Nick Cohen, a noted journalist with the Observer, the Guardian's Sunday sister paper, has been campaigning against press regulation, often locking horns with his his political allies. A basic freedom is under threat, says Mr. Cohen.
"The British middle class has gone into one of its periodic fits of hysteria. To sustain this they've had to ignore two things that have changed in Britain since the 1990s: the invention of the Internet and the Human Rights Act," he says.
Cohen says that proponents of press regulation overlook that the Internet has effectively given everyone the ability to be potential publishers – thereby increasing the breadth of the restrictions they impose to all Britons, not just newspapers, as well as granting everyone a kind of right of reply. And, he adds, they ignore that the Human Rights Act guarantee of privacy already grants legal recourse to those threatened with being unfairly splashed across newspaper pages.
Despite this, the government's proposed Royal Charter for governing the press is widely supported by celebrities seeking privacy, victims of alleged phone hacking, and left-liberals seeking to give press barons such as News Corp's Rupert Murdoch a bloody nose.
It has also won support from a more unlikely source: the National Union of Journalists (NUJ), the leading journalists' union in Britain and Ireland.
(Another option for the UK: Could Ireland's less stringent system for press regulation work in Britain?)
Cohen slams the NUJ leadership for its decision, arguing that supporting regulation is contrary to the interests of working journalists. "They will not ballot the members on this. It's [union leadership] carefully controlled by the far-left," he says.

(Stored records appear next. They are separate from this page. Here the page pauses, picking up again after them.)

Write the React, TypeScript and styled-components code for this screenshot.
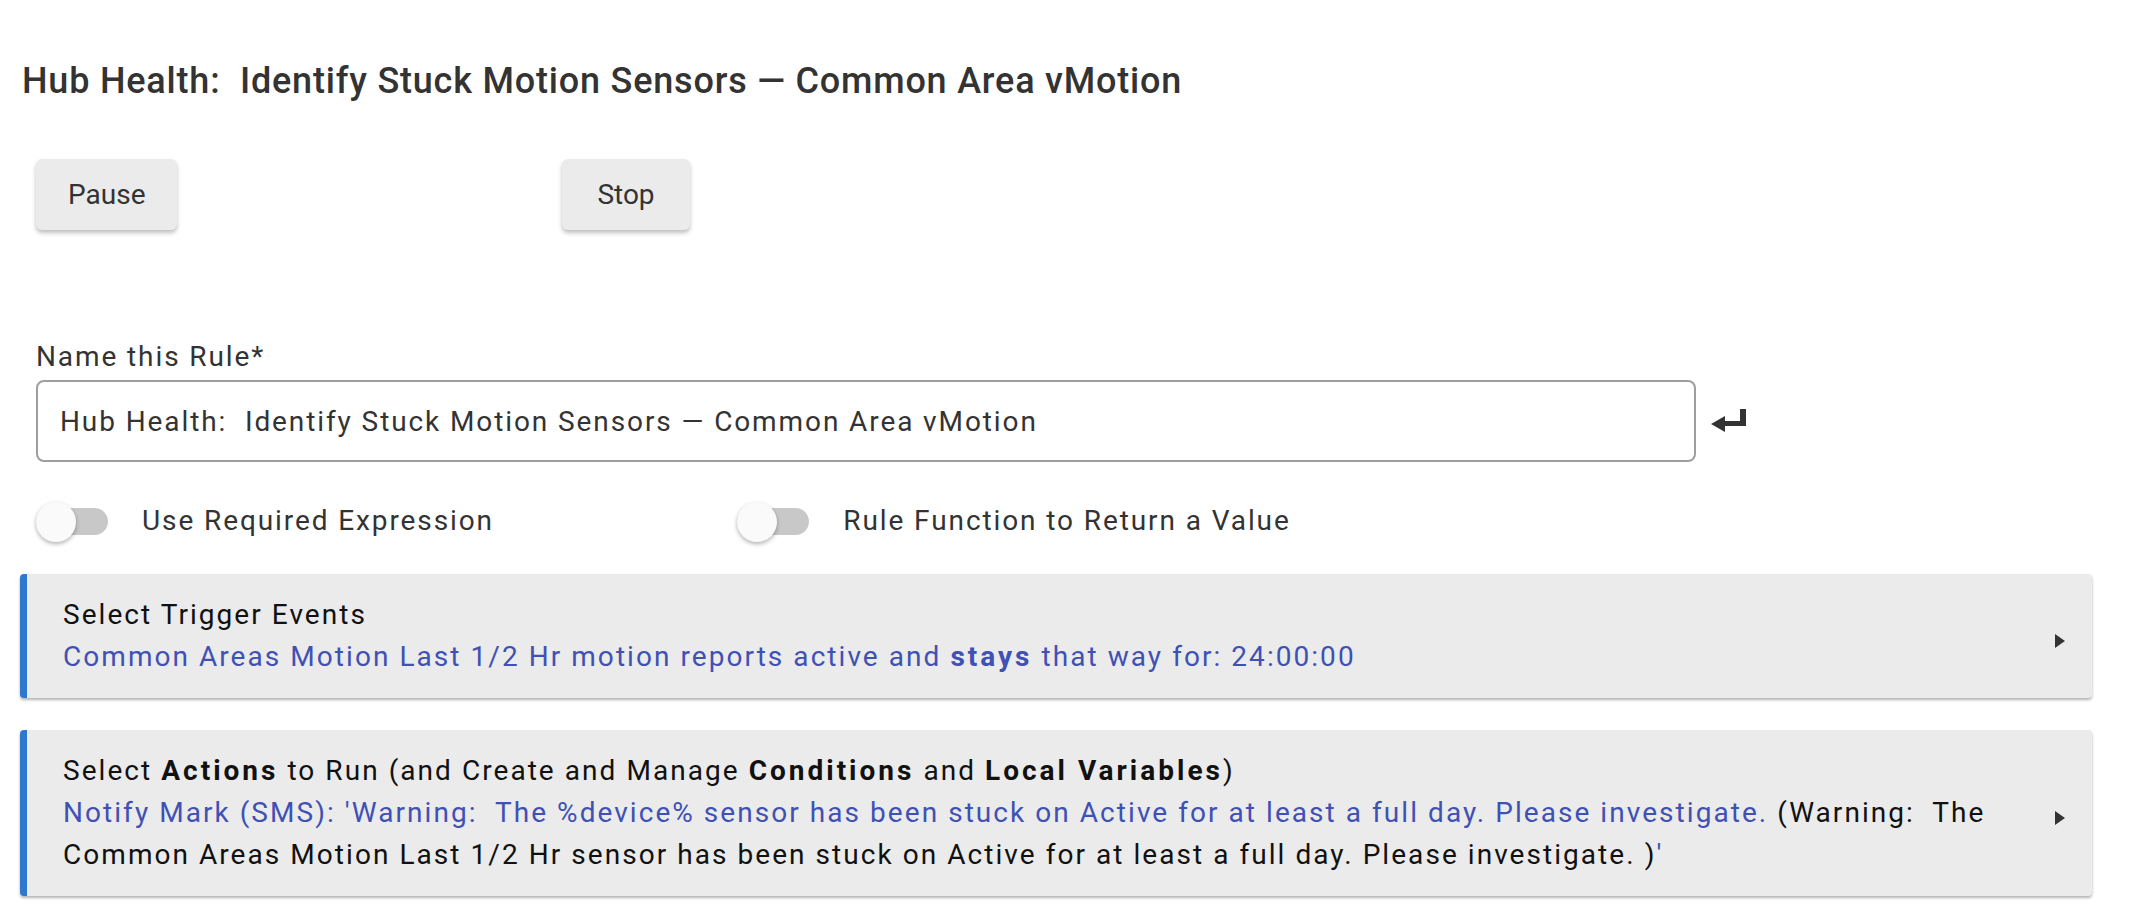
import React, { FC } from 'react';
import styled, { createGlobalStyle } from 'styled-components';

const colors = {
  text: '#333333',
  dark: '#111111',
  link: '#3f51b5',
  accent: '#2f78d0',
  panel: '#ebebeb',
  track: '#c8c8c8',
  border: '#9e9e9e',
};

// the reference text runs a little wider than plain Roboto
const spacing = {
  title: '0.8px',
  body: '1.9px',
  card: '2.05px',
  strong: '3px',
};

const GlobalStyle = createGlobalStyle`
  body {
    margin: 0;
    background: #ffffff;
    font-family: Roboto, "Noto Sans", "Liberation Sans", sans-serif;
    color: ${colors.text};
  }
`;

const Page = styled.div`
  display: flex;
  flex-direction: column;
  padding: 59px 20px 40px;
`;

const Title = styled.h1`
  margin: 0;
  padding-left: 2px;
  font-size: 36px;
  line-height: 44px;
  font-weight: 500;
  letter-spacing: ${spacing.title};
  color: ${colors.text};
  white-space: pre-wrap;
`;

const ButtonRow = styled.div`
  display: grid;
  grid-template-columns: repeat(4, 1fr);
  margin-top: 56px;
`;

const Cell = styled.div`
  padding: 0 16px;
`;

const Button = styled.button`
  height: 71px;
  min-width: 128px;
  padding: 0 32px;
  border: none;
  border-radius: 6px;
  background: ${colors.panel};
  color: ${colors.text};
  font-family: inherit;
  font-size: 28px;
  box-shadow: 0 3px 4px rgba(0, 0, 0, 0.25);
  cursor: pointer;
`;

const Field = styled.div`
  display: flex;
  flex-direction: column;
  gap: 5px;
  margin-top: 109px;
  padding-left: 16px;
`;

const Label = styled.label`
  font-size: 28px;
  line-height: 36px;
  letter-spacing: ${spacing.body};
  color: ${colors.text};
`;

const InputRow = styled.div`
  display: flex;
  align-items: center;
  gap: 15px;
`;

const TextInput = styled.input`
  box-sizing: border-box;
  width: 1660px;
  height: 82px;
  padding: 0 22px;
  border: 2px solid ${colors.border};
  border-radius: 8px;
  font-family: inherit;
  font-size: 28px;
  letter-spacing: ${spacing.body};
  color: ${colors.text};
  outline: none;
`;

const ToggleRow = styled.div`
  display: grid;
  grid-template-columns: repeat(3, 1fr);
  margin-top: 39px;
`;

const ToggleItem = styled.label`
  display: flex;
  align-items: center;
  gap: 34px;
  padding: 0 16px;
  font-size: 28px;
  line-height: 40px;
  letter-spacing: ${spacing.body};
  color: ${colors.text};
`;

const Track = styled.span`
  position: relative;
  display: block;
  flex: none;
  width: 72px;
  height: 27px;
  border-radius: 14px;
  background: ${colors.track};
`;

const Knob = styled.span`
  position: absolute;
  left: 0;
  top: -6px;
  width: 40px;
  height: 40px;
  border-radius: 50%;
  background: #fafafa;
  box-shadow: 0 2px 4px rgba(0, 0, 0, 0.3);
`;

const Cards = styled.div`
  display: flex;
  flex-direction: column;
  gap: 32px;
  margin-top: 33px;
  margin-right: 32px;
`;

const Card = styled.div`
  display: flex;
  align-items: center;
  padding: 20px 27px 20px 36px;
  border-left: 7px solid ${colors.accent};
  border-radius: 4px;
  background: ${colors.panel};
  box-shadow: 0 2px 3px rgba(0, 0, 0, 0.3);
  cursor: pointer;
`;

const CardBody = styled.div`
  flex: 1;
  font-size: 28px;
  line-height: 42px;
  letter-spacing: ${spacing.card};
  color: ${colors.dark};
  white-space: pre-wrap;
`;

const Line = styled.div<{ $link?: boolean }>`
  color: ${(p) => (p.$link ? colors.link : colors.dark)};
`;

const Link = styled.span`
  color: ${colors.link};
`;

const Strong = styled.b`
  font-weight: 700;
  letter-spacing: ${spacing.strong};
`;

const Chevron = styled.svg`
  flex: none;
  margin: 10px 0 0 40px;
  fill: ${colors.text};
`;

const ReturnIcon: FC = () => (
  <svg width="35" height="24" viewBox="0 0 35 24" fill="#333">
    <rect x="29" y="0" width="6" height="17" />
    <rect x="12" y="12" width="23" height="5" />
    <polygon points="0,15 14,7 14,23" />
  </svg>
);

const Arrow: FC = () => (
  <Chevron width="10" height="14" viewBox="0 0 10 14">
    <polygon points="0,0 10,7 0,14" />
  </Chevron>
);

const Toggle: FC<{ label: string }> = ({ label }) => (
  <ToggleItem>
    <Track>
      <Knob />
    </Track>
    {label}
  </ToggleItem>
);

const ruleName = 'Hub Health:  Identify Stuck Motion Sensors — Common Area vMotion';

const App: FC = () => (
  <>
    <GlobalStyle />
    <Page>
      <Title>{ruleName}</Title>

      <ButtonRow>
        <Cell>
          <Button>Pause</Button>
        </Cell>
        <Cell>
          <Button>Stop</Button>
        </Cell>
      </ButtonRow>

      <Field>
        <Label>Name this Rule*</Label>
        <InputRow>
          <TextInput defaultValue={ruleName} />
          <ReturnIcon />
        </InputRow>
      </Field>

      <ToggleRow>
        <Toggle label="Use Required Expression" />
        <Toggle label="Rule Function to Return a Value" />
      </ToggleRow>

      <Cards>
        <Card>
          <CardBody>
            <Line>Select Trigger Events</Line>
            <Line $link>
              Common Areas Motion Last 1/2 Hr motion reports active and <Strong>stays</Strong> that way for: 24:00:00
            </Line>
          </CardBody>
          <Arrow />
        </Card>

        <Card>
          <CardBody>
            <Line>
              Select <Strong>Actions</Strong> to Run (and Create and Manage <Strong>Conditions</Strong> and{' '}
              <Strong>Local Variables</Strong>)
            </Line>
            <Line>
              <Link>
                {"Notify Mark (SMS): 'Warning:  The %device% sensor has been stuck on Active for at least a full day. Please investigate."}
              </Link>
              {" (Warning:  The Common Areas Motion Last 1/2 Hr sensor has been stuck on Active for at least a full day. Please investigate. )"}
              <Link>'</Link>
            </Line>
          </CardBody>
          <Arrow />
        </Card>
      </Cards>
    </Page>
  </>
);

export default App;
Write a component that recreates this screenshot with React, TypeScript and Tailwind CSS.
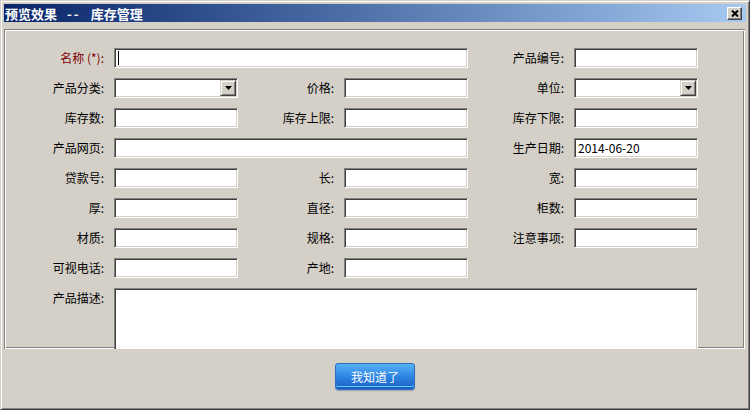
import type { ReactNode } from 'react'

const sunken =
  'bg-white border border-t-[#808080] border-l-[#808080] border-r-white border-b-white shadow-[inset_1px_1px_0_#404040,inset_-1px_-1px_0_#d4d0c8]'

const Label = ({ children, red, top }: { children: ReactNode; red?: boolean; top?: boolean }) => (
  <div
    className={[
      'pr-[10px] text-right text-[12px] leading-[20px] whitespace-pre',
      red ? 'text-[#800000]' : 'text-black',
      top ? 'self-start' : '',
    ].join(' ')}
  >
    {children}
  </div>
)

const Input = ({ span, children }: { span?: string; children?: ReactNode }) => (
  <div className={`${sunken} ${span ?? ''} h-[20px] flex items-center px-[3px] text-[12px] text-black`}>
    {children}
  </div>
)

const Select = () => (
  <div className={`${sunken} h-[20px] flex justify-end p-[1px]`}>
    <div className="w-[16px] h-full flex items-center justify-center bg-[#d4d0c8] border border-t-[#d4d0c8] border-l-[#d4d0c8] border-r-[#404040] border-b-[#404040] shadow-[inset_1px_1px_0_#fff,inset_-1px_-1px_0_#808080]">
      <svg width="7" height="4" viewBox="0 0 7 4">
        <path d="M0 0h7L3.5 4z" fill="#000" />
      </svg>
    </div>
  </div>
)

export default function App() {
  return (
    <div className="w-[750px] h-[410px] flex flex-col bg-[#d4d0c8] p-[3px] border border-t-[#d4d0c8] border-l-[#d4d0c8] border-r-[#404040] border-b-[#404040] shadow-[inset_1px_1px_0_#fff,inset_-1px_-1px_0_#808080] font-['Noto_Sans_CJK_SC',sans-serif]">
      {/* title bar */}
      <div className="h-[18px] flex items-center justify-between bg-linear-to-r from-[#0a246a] to-[#a6caf0] pl-[1px] pr-[4px]">
        <div className="flex items-center gap-[10px] text-[13px] font-bold text-white leading-none">
          <span>预览效果</span>
          <span className="tracking-[2px]">--</span>
          <span>库存管理</span>
        </div>
        <div className="w-[15px] h-[13px] flex items-center justify-center bg-[#d4d0c8] border border-t-white border-l-white border-r-[#404040] border-b-[#404040] shadow-[inset_-1px_-1px_0_#808080]">
          <svg width="8" height="7" viewBox="0 0 8 7">
            <path d="M1 0.5L7 6.5M7 0.5L1 6.5" stroke="#000" strokeWidth="2" />
          </svg>
        </div>
      </div>

      {/* form panel */}
      <div className="mt-[7px] mr-[1px] h-[320px] overflow-hidden pt-[19px] shadow-[inset_1px_1px_0_#808080,inset_-1px_-1px_0_#fff,inset_2px_2px_0_#fff,inset_-2px_-2px_0_#808080]">
        <div className="grid grid-cols-[110px_124px_106px_124px_106px_124px] gap-y-[10px] items-center">
          <Label red>名称 (*):</Label>
          <Input span="col-span-3">
            <span className="w-[1px] h-[14px] bg-black" />
          </Input>
          <Label>产品编号:</Label>
          <Input />

          <Label>产品分类:</Label>
          <Select />
          <Label>价格:</Label>
          <Input />
          <Label>单位:</Label>
          <Select />

          <Label>库存数:</Label>
          <Input />
          <Label>库存上限:</Label>
          <Input />
          <Label>库存下限:</Label>
          <Input />

          <Label>产品网页:</Label>
          <Input span="col-span-3" />
          <Label>生产日期:</Label>
          <Input>2014-06-20</Input>

          <Label>贷款号:</Label>
          <Input />
          <Label>长:</Label>
          <Input />
          <Label>宽:</Label>
          <Input />

          <Label>厚:</Label>
          <Input />
          <Label>直径:</Label>
          <Input />
          <Label>柜数:</Label>
          <Input />

          <Label>材质:</Label>
          <Input />
          <Label>规格:</Label>
          <Input />
          <Label>注意事项:</Label>
          <Input />

          <Label>可视电话:</Label>
          <Input />
          <Label>产地:</Label>
          <Input />
          <div />
          <div />

          <Label top>产品描述:</Label>
          <div className={`${sunken} col-span-5 h-[80px]`} />
        </div>
      </div>

      {/* footer */}
      <div className="flex justify-center pt-[14px]">
        <button className="w-[80px] h-[27px] rounded-[3px] border border-[#2a6fc4] bg-linear-to-b from-[#55b2f5] via-[#2f85e2] to-[#1c5fc4] shadow-[inset_0_-2px_0_#1c5fc4,inset_0_-3px_0_#5fd0fa,0_1px_1px_#9aa3b0] text-[12px] text-white leading-none">
          我知道了
        </button>
      </div>
    </div>
  )
}
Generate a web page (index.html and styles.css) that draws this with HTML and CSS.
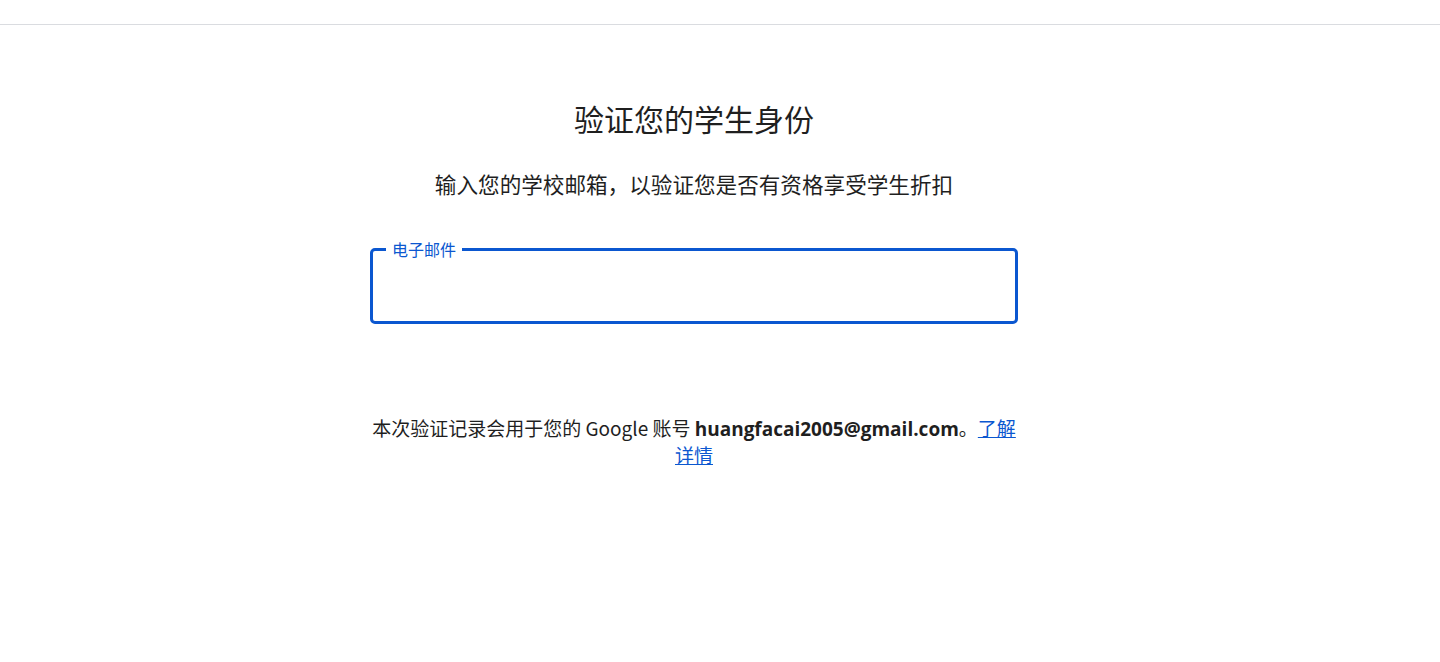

Michael Cross, a journalist in London who has run for office in the NUJ, says he has had enough, and he's not alone. "I am actually close to despair," he says, noting that none of his colleagues support the plan.
Tim Luckhurst, now a journalism professor but formerly with the BBC, has quit. "I was proud to be a member throughout my career in journalism, but the union's decision to support statutory involvement in the regulation of newspapers was an unacceptable breach of democratic principle, which left me horrified," he says.
The smaller and usually more conservative Institute of Journalists has rejected regulation while a third union, the British Association of Journalists, has no official position on the move.
The NUJ is not recognized by News International, News Corp's British wing and owner of the now closed News of the World tabloid at the center of the phone hacking scandal that led to the Leveson inquiry. For its part, the NUJ says non-recognition is a proximate cause of the scandals of recent years.
"The removal of the unions from many national newspapers removed a counterbalance to the editors and, as we've seen, removed one of the most important protections for ethical journalism – journalists organized in a trade union with an ethical code of conduct. I'm sure I don't need to point out the changes the advent of the same Mr. Murdoch into US television has wrought," former union president Donnacha DeLong told The Monitor in an e-mail.
But Mick Hume, journalist and author of the recently published book, "There is No Such Thing as a Free Press ...and We Need One More Than Ever," says "Murdochphobia" is blinding activists to their own interests.
"I was on the picket line in Wapping" striking against Rupert Murdoch, he says. "But this isn't about class struggle. It's about protecting a basic freedom, without which there would be no possibility of radical politics anyway."
Supporters of regulation insist it's not about muzzling the press. Roy Greenslade, a former editor of the Daily Mirror tabloid and now a Guardian columnist and journalism professor, says he is "relaxed" about statutory underpinning of regulation.
"I don't believe it will be restrictive of our freedoms," he says.
Mr. Greenslade stops short of denouncing the press, saying: "The British press hasn't really been out of control since the 1980s. They've certainly misbehaved, and the phone hacking was a terrible example of this."
Greenslade says the boisterousness of the British press is exacerbated by "intense competition in a declining market," with scoop-hungry editors pressuring reporters to get the story at any cost.
Journalism professor and author of "A Right to Offend" Brian Winston, says the newspaper industry could yet dig its own grave: "I think they could well get the legislation they fear most. The whole situation is bizarre."
For Mr. Winston, press regulation is not only unnecessary when there are already laws against the activities scrutinized by Leveson, it also misses the real problem he see with British journalism: media ownership being concentrated in the hands of a few rich corporations and individuals.
"The fact of the matter is we should not be trying to control the content of newspapers. There is absolutely no justification for specific regulation of the press. It's the wrong answer to the wrong question," he says.